Investment treaty arbitration: anticipated developments in 2010 | Practical Law

Investment treaty arbitration: anticipated developments in 2010 | Practical Law

PLC Arbitration

Investment treaty arbitration: anticipated developments in 2010

Practical Law Legal Update 1-501-3860 (Approx. 2 pages)

Investment treaty arbitration: anticipated developments in 2010

by PLC Arbitration
Published on 04 Feb 2010International
PLC Arbitration
A look ahead to the expected investment treaty arbitration related developments in 2010.

ICC

In 2009, the ICC Court created a Task Force on arbitration involving states or state entities tasked with reviewing the ICC rules and procedures and their use in disputes involving a state party, in particular investment treaty arbitration. The Task Force, composed of over 150 members from 36 different countries, will continue its review throughout 2010. We will continue to report on developments.

UNCITRAL

The UNCITRAL Working Group II (Arbitration) is in the process of considering proposed amendments to the UNCITRAL arbitration rules (see Legal update, Revisions to UNCITRAL arbitration rules). The Working Group was also previously considering whether to amend the arbitration rules in order to introduce greater transparency in investment treaty arbitrations. However, those discussions were put on hold in order to allow the Working Group to finish its current revision of the generic arbitration rules, which is likely to be completed in 2010. When that revision is complete, it is expected that the review on investor state issues will begin. We will continue to report on developments.

US Model BIT

In 2009, the US Administration embarked on a review of the US model bilateral investment treaty (BIT) (see Legal update, United States Reviews Model BIT). The US Government is likely to complete its review in the first quarter of 2010. We will continue to report on developments.
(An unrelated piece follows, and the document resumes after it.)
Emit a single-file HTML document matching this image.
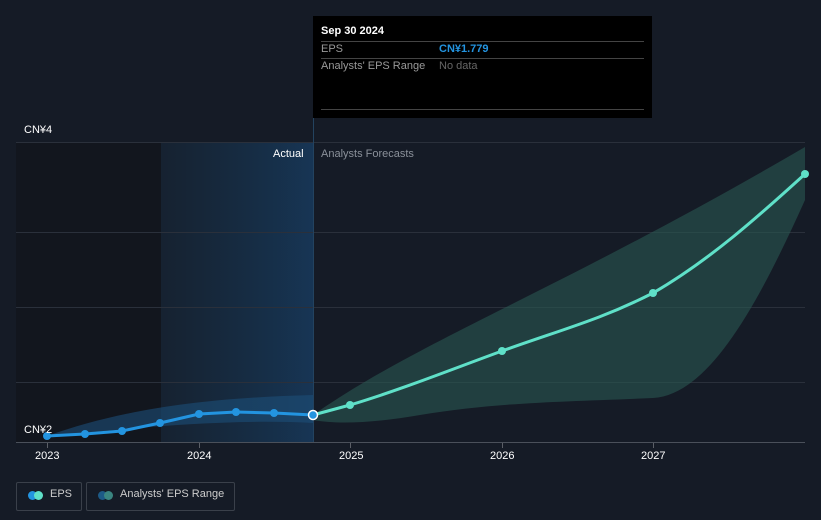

The Lisbon Treaty and BITs

On 1 December 2009, the Treaty of Lisbon came into force (see Legal updates, Treaty of Lisbon in force from 1 December 2009). The Lisbon Treaty has far-reaching effects on the competence of the EU. Amongst other things, it extends the EU’s powers in relation to foreign direct investment (FDI), bringing FDI within the exclusive competence of the EU, and empowering it to enter into treaties. The precise effects of the Lisbon Treaty on existing and future investment treaties remains unclear and has generated a good deal of debate. Arguably, the EU could strip Member States of their authority to enter in to investment treaties, and instead enter into them on their behalf. It is hoped that the EU will clarify the position this year. We will continue to report on developments.